Note: It must be stated that God is not calling us to be doormats, taking abuse as it comes and never challenging it. The context of this story comes not long after instruction on how to hold people accountable for their poor choices.

This forgiveness stuff is directly related to the larger concept of love. The reality is that God wants us to be so overwhelmed and immersed by God’s love for us that the very same expressions of love flow out of us, pouring into a world stuck in a love drought. Living in and with this kind of love is the greatest gift we can offer each other, and the world. Read 1 Corinthians 13 and see how your love looks in comparison to this brief description.

The hardest and easiest people to love and forgive are those that mean the most to us – our closest friends, our spouse, our children, our coworkers. Paul, in speaking to the church at Ephesus in the first century, briefly described what love between a husband and wife should look like.
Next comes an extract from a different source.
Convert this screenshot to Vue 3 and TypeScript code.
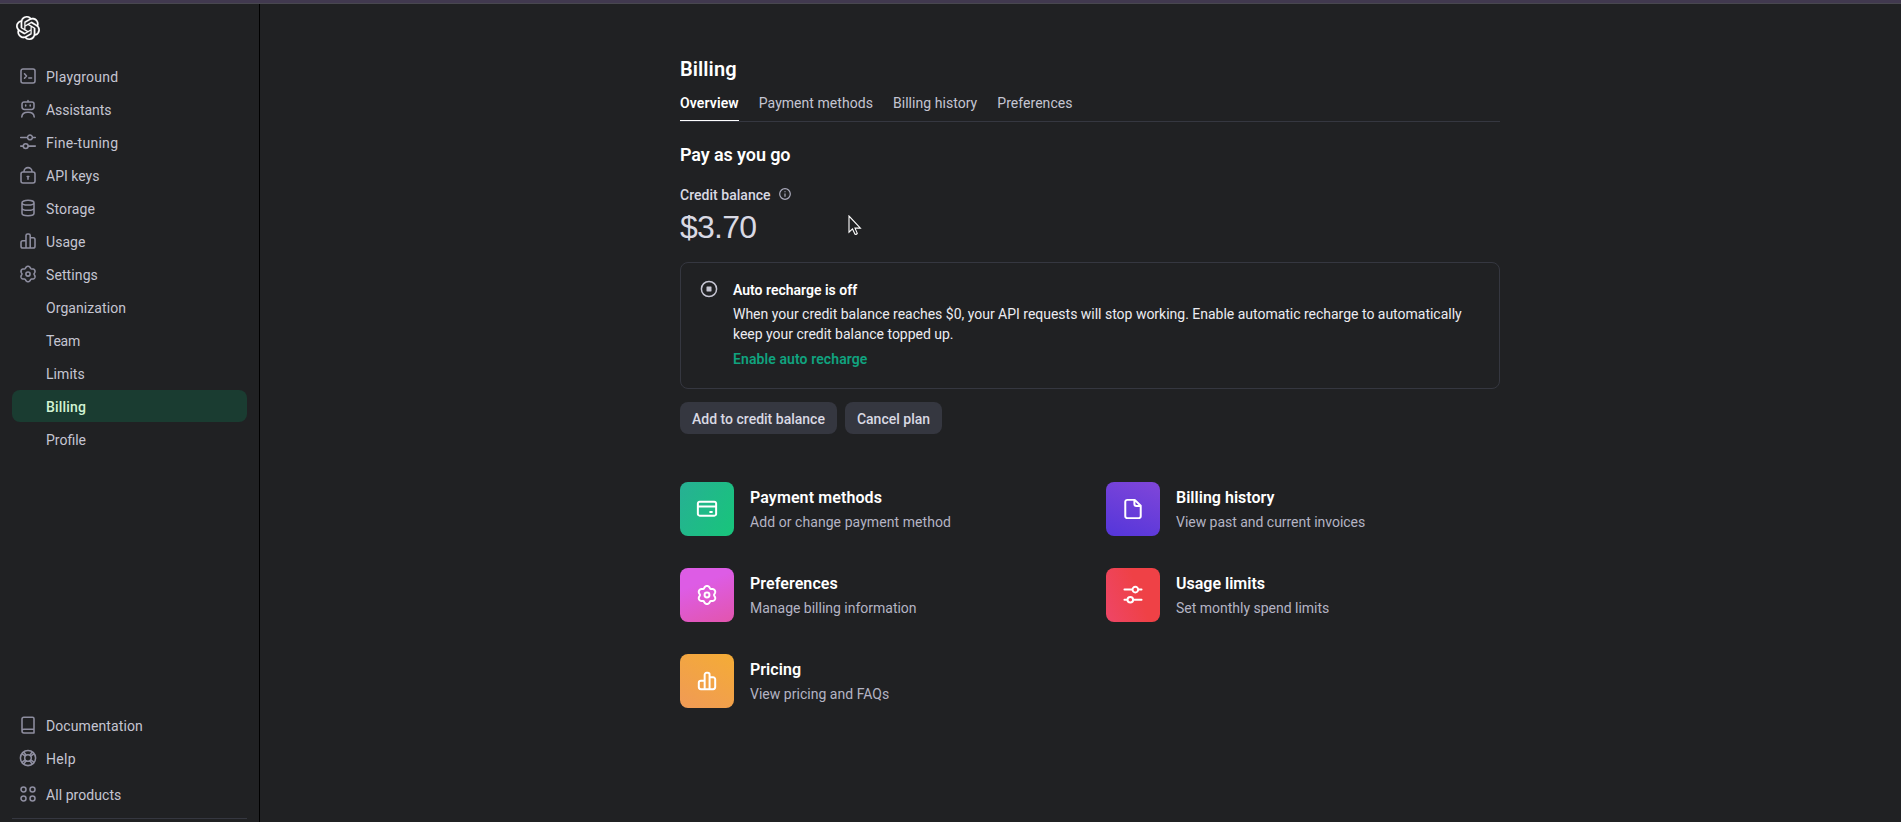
<script setup lang="ts">
interface NavItem {
  label: string
  icon?: string
  active?: boolean
  tracking: number
}
interface Feature {
  title: string
  text: string
  icon: string
  tone: string
  titleTracking: number
  textTracking: number
}

const mainNav: NavItem[] = [
  { label: 'Playground', icon: 'terminal', tracking: 0.22 },
  { label: 'Assistants', icon: 'robot', tracking: -0.05 },
  { label: 'Fine-tuning', icon: 'sliders', tracking: 0.28 },
  { label: 'API keys', icon: 'lock', tracking: 0 },
  { label: 'Storage', icon: 'database', tracking: 0.14 },
  { label: 'Usage', icon: 'bars', tracking: 0.05 },
  { label: 'Settings', icon: 'gear', tracking: 0.1 },
  { label: 'Organization', tracking: 0.08 },
  { label: 'Team', tracking: -0.25 },
  { label: 'Limits', tracking: 0.06 },
  { label: 'Billing', active: true, tracking: 0.2 },
  { label: 'Profile', tracking: 0 },
]
const footNav: NavItem[] = [
  { label: 'Documentation', icon: 'book', tracking: 0.1 },
  { label: 'Help', icon: 'help', tracking: 0.3 },
  { label: 'All products', icon: 'grid', tracking: 0.06 },
]
const tabs = ['Overview', 'Payment methods', 'Billing history', 'Preferences']
const features: Feature[] = [
  { title: 'Payment methods', text: 'Add or change payment method', icon: 'card', tone: 'green', titleTracking: 0.1, textTracking: 0.065 },
  { title: 'Billing history', text: 'View past and current invoices', icon: 'file', tone: 'purple', titleTracking: 0.02, textTracking: -0.027 },
  { title: 'Preferences', text: 'Manage billing information', icon: 'gear', tone: 'pink', titleTracking: 0.08, textTracking: -0.01 },
  { title: 'Usage limits', text: 'Set monthly spend limits', icon: 'sliders', tone: 'red', titleTracking: 0, textTracking: -0.01 },
  { title: 'Pricing', text: 'View pricing and FAQs', icon: 'bars', tone: 'orange', titleTracking: 0.05, textTracking: 0.024 },
]

// Six-lobed gear outline around (9, 9)
const gear = (() => {
  const pts: string[] = []
  for (let i = 0; i < 120; i++) {
    const a = (i / 120) * Math.PI * 2
    const r = 7 - 0.85 * Math.cos(6 * a) - 0.12 * Math.cos(12 * a)
    pts.push(`${(9 + r * Math.cos(a)).toFixed(2)} ${(9 + r * Math.sin(a)).toFixed(2)}`)
  }
  return `M${pts.join('L')}Z`
})()

// All icons share an 18 x 18 grid
const icons: Record<string, string> = {
  terminal: 'M4 2H14A2 2 0 0 1 16 4V14A2 2 0 0 1 14 16H4A2 2 0 0 1 2 14V4A2 2 0 0 1 4 2ZM5.5 6.8L7.5 9L5.5 11.2M9.8 10.9H12.6',
  robot: 'M9 .4V2M5 2H13A2 2 0 0 1 15 4V7A2.5 2.5 0 0 1 12.5 9.4H5.5A2.5 2.5 0 0 1 3 7V4A2 2 0 0 1 5 2ZM6.7 4.9V6M11.2 4.9V6M2.8 17C3 13.8 5.6 12.3 9 12.3S15 13.8 15.2 17',
  sliders: 'M1.7 4.4H8.6M13.4 4.4H16.3M13.4 4.4A2.4 2.4 0 1 1 8.6 4.4A2.4 2.4 0 1 1 13.4 4.4M1.7 13.1H4.3M9.1 13.1H16.3M9.1 13.1A2.4 2.4 0 1 1 4.3 13.1A2.4 2.4 0 1 1 9.1 13.1',
  lock: 'M4 6H14A2 2 0 0 1 16 8V15A2 2 0 0 1 14 17H4A2 2 0 0 1 2 15V8A2 2 0 0 1 4 6ZM5 6V5.6A4 4 0 0 1 13 5.6V6M9 10.5V13.2M8.2 10.5H9.8',
  database: 'M15 3.7C15 5 12.3 6 9 6S3 5 3 3.7S5.7 1.2 9 1.2S15 2.4 15 3.7ZM3 3.7V14.3C3 15.7 5.7 16.7 9 16.7S15 15.7 15 14.3V3.7M3 9C3 10.3 5.7 11.3 9 11.3S15 10.3 15 9',
  bars: 'M7 16V3.6A1.6 1.6 0 0 1 8.6 2H9.6A1.6 1.6 0 0 1 11.2 3.6V16M7 8.8H3.8A1.8 1.8 0 0 0 2 10.6V14.2A1.8 1.8 0 0 0 3.8 16H14.2A1.8 1.8 0 0 0 16 14.2V7.6A1.8 1.8 0 0 0 14.2 5.8H11.2',
  gear: `${gear}M11.1 9A2.1 2.1 0 1 1 6.9 9A2.1 2.1 0 1 1 11.1 9`,
  book: 'M4.8 1.2H13.5A1.5 1.5 0 0 1 15 2.7V16.9H4.8A1.8 1.8 0 0 1 3 15.1V3A1.8 1.8 0 0 1 4.8 1.2ZM3 15.1A1.8 1.8 0 0 1 4.8 13.3H15',
  help: 'M16.6 9A7.6 7.6 0 1 1 1.4 9A7.6 7.6 0 1 1 16.6 9M12.3 9A3.3 3.3 0 1 1 5.7 9A3.3 3.3 0 1 1 12.3 9M2.8 4.6L6.2 7.2M4.6 2.8L7.2 6.2M13.4 2.8L10.8 6.2M15.2 4.6L11.8 7.2M2.8 13.4L6.2 10.8M4.6 15.2L7.2 11.8M13.4 15.2L10.8 11.8M15.2 13.4L11.8 10.8',
  grid: 'M7 4.5A2.5 2.5 0 1 1 2 4.5A2.5 2.5 0 1 1 7 4.5M16 4.5A2.5 2.5 0 1 1 11 4.5A2.5 2.5 0 1 1 16 4.5M7 13.4A2.5 2.5 0 1 1 2 13.4A2.5 2.5 0 1 1 7 13.4M16 13.4A2.5 2.5 0 1 1 11 13.4A2.5 2.5 0 1 1 16 13.4',
  card: 'M2.7 2.8H15.3A1.5 1.5 0 0 1 16.8 4.3V13.2A1.5 1.5 0 0 1 15.3 14.7H2.7A1.5 1.5 0 0 1 1.2 13.2V4.3A1.5 1.5 0 0 1 2.7 2.8ZM1.2 6.8H16.8M11.7 11.5H13.2',
  file: 'M10.5 1.2H4.1A1.7 1.7 0 0 0 2.4 2.9V15.1A1.7 1.7 0 0 0 4.1 16.8H13.9A1.7 1.7 0 0 0 15.6 15.1V6.2ZM10.2 1.4V4.8A1.7 1.7 0 0 0 11.9 6.5H15.4',
}
</script>

<template>
  <div class="app">
    <div class="strip"></div>
    <div class="body">
      <aside class="sidebar">
        <svg class="logo" viewBox="0 0 24 24">
          <path d="M22.2819 9.8211a5.9847 5.9847 0 0 0-.5157-4.9108 6.0462 6.0462 0 0 0-6.5098-2.9A6.0651 6.0651 0 0 0 4.9807 4.1818a5.9847 5.9847 0 0 0-3.9977 2.9 6.0462 6.0462 0 0 0 .7427 7.0966 5.98 5.98 0 0 0 .511 4.9107 6.051 6.051 0 0 0 6.5146 2.9001A5.9847 5.9847 0 0 0 13.2599 24a6.0557 6.0557 0 0 0 5.7718-4.2058 5.9894 5.9894 0 0 0 3.9977-2.9001 6.0557 6.0557 0 0 0-.7475-7.0729zm-9.022 12.6081a4.4755 4.4755 0 0 1-2.8764-1.0408l.1419-.0804 4.7783-2.7582a.7948.7948 0 0 0 .3927-.6813v-6.7369l2.02 1.1686a.071.071 0 0 1 .038.052v5.5826a4.504 4.504 0 0 1-4.4945 4.4944zm-9.6607-4.1254a4.4708 4.4708 0 0 1-.5346-3.0137l.142.0852 4.783 2.7582a.7712.7712 0 0 0 .7806 0l5.8428-3.3685v2.3324a.0804.0804 0 0 1-.0332.0615L9.74 19.9502a4.4992 4.4992 0 0 1-6.1408-1.6464zM2.3408 7.8956a4.485 4.485 0 0 1 2.3655-1.9728V11.6a.7664.7664 0 0 0 .3879.6765l5.8144 3.3543-2.0201 1.1685a.0757.0757 0 0 1-.071 0l-4.8303-2.7865A4.504 4.504 0 0 1 2.3408 7.872zm16.5963 3.8558L13.1038 8.364 15.1192 7.2a.0757.0757 0 0 1 .071 0l4.8303 2.7913a4.4944 4.4944 0 0 1-.6765 8.1042v-5.6772a.79.79 0 0 0-.407-.667zm2.0107-3.0231l-.142-.0852-4.7735-2.7818a.7759.7759 0 0 0-.7854 0L9.409 9.2297V6.8974a.0662.0662 0 0 1 .0284-.0615l4.8303-2.7866a4.4992 4.4992 0 0 1 6.6802 4.66zM8.3065 12.863l-2.02-1.1638a.0804.0804 0 0 1-.038-.0567V6.0742a4.4992 4.4992 0 0 1 7.3757-3.4537l-.142.0805L8.704 5.459a.7948.7948 0 0 0-.3927.6813zm1.0976-2.3654l2.602-1.4998 2.6069 1.4998v2.9994l-2.5974 1.4997-2.6067-1.4997Z" />
        </svg>
        <nav class="nav">
          <a v-for="item in mainNav" :key="item.label" class="nav-item" :class="{ active: item.active }">
            <span class="nav-icon">
              <svg v-if="item.icon" class="line-icon" viewBox="0 0 18 18"><path :d="icons[item.icon]" /></svg>
            </span>
            <span class="nav-label" :style="{ letterSpacing: item.tracking + 'px' }">{{ item.label }}</span>
          </a>
        </nav>
        <nav class="nav foot">
          <a v-for="item in footNav" :key="item.label" class="nav-item">
            <span class="nav-icon">
              <svg v-if="item.icon" class="line-icon" viewBox="0 0 18 18"><path :d="icons[item.icon]" /></svg>
            </span>
            <span class="nav-label" :style="{ letterSpacing: item.tracking + 'px' }">{{ item.label }}</span>
          </a>
        </nav>
        <div class="divider"></div>
      </aside>

      <main class="content">
        <h1>Billing</h1>
        <div class="tabs">
          <a v-for="(tab, i) in tabs" :key="tab" class="tab" :class="{ current: i === 0 }">{{ tab }}</a>
        </div>

        <h2>Pay as you go</h2>
        <div class="balance-label">
          <span>Credit balance</span>
          <svg class="info" viewBox="0 0 12 12">
            <circle cx="6" cy="6" r="5.3" />
            <path d="M6 5.4V8.7M6 3.2V4.3" />
          </svg>
        </div>
        <div class="balance">$3.70</div>

        <section class="notice">
          <svg class="stop" viewBox="0 0 18 18">
            <circle cx="9" cy="9" r="7.6" />
            <rect x="6.5" y="6.5" width="5" height="5" rx=".4" />
          </svg>
          <div>
            <div class="notice-title">Auto recharge is off</div>
            <p>When your credit balance reaches $0, your API requests will stop working. Enable automatic recharge to automatically keep your credit balance topped up.</p>
            <a class="notice-link">Enable auto recharge</a>
          </div>
        </section>

        <div class="actions">
          <button class="add">Add to credit balance</button>
          <button class="cancel">Cancel plan</button>
        </div>

        <div class="features">
          <a v-for="f in features" :key="f.title" class="feature">
            <span class="tile" :class="f.tone">
              <svg class="tile-icon" viewBox="-0.4 -0.4 18.8 18.8"><path :d="icons[f.icon]" /></svg>
            </span>
            <span class="feature-text">
              <span class="feature-title" :style="{ letterSpacing: f.titleTracking + 'px' }">{{ f.title }}</span>
              <span class="feature-desc" :style="{ letterSpacing: f.textTracking + 'px' }">{{ f.text }}</span>
            </span>
          </a>
        </div>
      </main>
    </div>

    <svg class="cursor" viewBox="0 0 14 21">
      <path d="M1 1V17.2L4.5 13.9L7 19.3Q8.6 19.6 9.3 18.4L7 13.1H12.4Z" />
    </svg>
  </div>
</template>

<style>
body {
  background: #202123;
  overflow: hidden;
}
</style>

<style scoped>
.app {
  height: 822px;
  display: flex;
  flex-direction: column;
  overflow: hidden;
  font-family: Roboto, "Liberation Sans", sans-serif;
  font-size: 14px;
  line-height: 20px;
  color: #fff;
  background: #202123;
}
.strip {
  height: 3px;
  flex: none;
  background: #41394f;
  border-bottom: 1px solid #48474f;
}
.body {
  flex: 1;
  min-height: 0;
  display: flex;
}
.sidebar {
  box-sizing: border-box;
  width: 260px;
  flex: none;
  display: flex;
  flex-direction: column;
  padding: 12px 12px 3px;
  border-right: 1px solid #000;
}
.logo {
  width: 24px;
  height: 24px;
  flex: none;
  margin-left: 4px;
  fill: #fff;
  stroke: #fff;
  stroke-width: 0.2;
}
.nav {
  display: flex;
  flex-direction: column;
  gap: 1px;
  margin-top: 20px;
}
.foot {
  margin-top: auto;
}
.foot .nav-item:last-child {
  margin-top: 3px;
}
.nav-item {
  box-sizing: border-box;
  height: 32px;
  display: flex;
  align-items: center;
  gap: 9px;
  padding-left: 7px;
  border-radius: 8px;
  color: #c5c5d2;
}
.nav-item.active {
  background: #1a3c31;
  color: #d2f4d3;
  font-weight: 500;
}
.nav-icon {
  width: 18px;
  height: 18px;
}
.nav-label {
  padding-top: 2px;
}
.line-icon {
  display: block;
  width: 18px;
  height: 18px;
  overflow: visible;
  fill: none;
  stroke: #8e8ea0;
  stroke-width: 1.55;
  stroke-linecap: round;
  stroke-linejoin: round;
}
.divider {
  height: 1px;
  flex: none;
  margin-top: 8px;
  background: #353740;
}
.content {
  width: 820px;
  padding: 51px 0 0 420px;
}
h1,
h2,
p {
  margin: 0;
}
h1 {
  font-size: 20px;
  line-height: 28px;
  font-weight: 600;
  letter-spacing: 0.08px;
}
.tabs {
  display: flex;
  gap: 20px;
  margin-top: 10px;
  border-bottom: 1px solid #353740;
}
.tab {
  padding-bottom: 7px;
  border-bottom: 1px solid transparent;
  color: #c5c5d2;
  letter-spacing: 0.045px;
}
.tab.current {
  border-color: #fff;
  color: #fff;
  font-weight: 600;
  letter-spacing: 0.12px;
}
h2 {
  margin-top: 21px;
  font-size: 18px;
  line-height: 24px;
  font-weight: 600;
  letter-spacing: -0.1px;
}
.balance-label {
  display: flex;
  margin-top: 18px;
  font-weight: 500;
  letter-spacing: 0.03px;
  color: #d9d9e3;
  gap: 8px;
}
.info {
  width: 12px;
  height: 12px;
  margin-top: 3px;
  fill: none;
  stroke: #acacbe;
  stroke-width: 1.2;
}
.balance {
  margin-top: 2px;
  font-family: "Liberation Sans", Roboto, sans-serif;
  font-size: 32px;
  line-height: 40px;
  letter-spacing: -0.75px;
  color: #d9d9e3;
}
.notice {
  box-sizing: border-box;
  height: 127px;
  display: flex;
  gap: 15px;
  margin-top: 15px;
  padding: 17px 30px 0 19px;
  border: 1px solid #353740;
  border-radius: 8px;
}
.stop {
  width: 18px;
  height: 18px;
  flex: none;
  fill: none;
  stroke: #c5c5d2;
  stroke-width: 1.5;
}
.stop rect {
  fill: #c5c5d2;
  stroke: none;
}
.notice-title {
  font-weight: 600;
}
.notice p {
  margin: 4px 0 5px;
  letter-spacing: -0.012px;
  color: #ececf1;
}
.notice-link {
  font-weight: 600;
  letter-spacing: 0.1px;
  color: #10a37f;
}
.actions {
  display: flex;
  gap: 8px;
  margin-top: 13px;
}
button {
  height: 32px;
  padding: 1px 0 0;
  border: 0;
  border-radius: 8px;
  background: #353740;
  color: #d9d9e3;
  font: 500 14px/20px Roboto, "Liberation Sans", sans-serif;
}
.add {
  width: 157px;
}
.cancel {
  width: 97px;
}
.features {
  display: grid;
  grid-template-columns: 1fr 1fr;
  gap: 32px;
  margin-top: 48px;
}
.feature {
  display: flex;
  gap: 16px;
}
.tile {
  width: 54px;
  height: 54px;
  display: flex;
  align-items: center;
  justify-content: center;
  border-radius: 8px;
}
.green { background: linear-gradient(120deg, #27b094, #19c37d 90%); }
.purple { background: linear-gradient(20deg, #5436da, #8046d9); }
.pink { background: linear-gradient(160deg, #dd5ce5 30%, #e255ad); }
.red { background: linear-gradient(70deg, #ee4667, #ef4146 60%); }
.orange { background: linear-gradient(30deg, #f09a56, #f4ac36); }
.tile-icon {
  width: 22px;
  height: 22px;
  overflow: visible;
  fill: none;
  stroke: #fff;
  stroke-width: 1.7;
  stroke-linecap: round;
  stroke-linejoin: round;
}
.feature-text {
  display: flex;
  flex-direction: column;
  gap: 2px;
  padding-top: 4px;
}
.feature-title {
  font-size: 16px;
  line-height: 24px;
  font-weight: 600;
}
.feature-desc {
  color: #b4b4c4;
}
.cursor {
  position: absolute;
  left: 848px;
  top: 215px;
  width: 14px;
  height: 21px;
  fill: #202123;
  stroke: #fff;
  stroke-width: 1.1;
}
</style>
The picture was a radical departure from anything in the ancient world – a Picasso among Monets. He made women functionally equal to men but telling husbands and wives to love each other as they had been loved by Christ. He told both parties to love and serve each other sacrificially, to put the others’ needs ahead of their own. He told men, in essence, to sacrifice their lives for the sake of their bride if necessary.

Radical love. Radical forgiveness. These are foreign concepts in our world today. But has the world’s approach worked very well? How well has the philosophy of retaliation worked for us in our pursuit of world peace? Has violence ever begat anything but violence?

There’s much more to say. Let’s simply say this: Derek, Jenny, Tracey, Mark, Michael, Sandy and Stan all have the choice to follow this world’s paradigm and choose not to forgive. Or, they could recognize that all people are broken, and all people find God equally forgiving, and therefore they could choose to forgive those who hurt them. One leads to perpetual suffering. The other leads to freedom and life. Which one should they choose? Which one should you choose?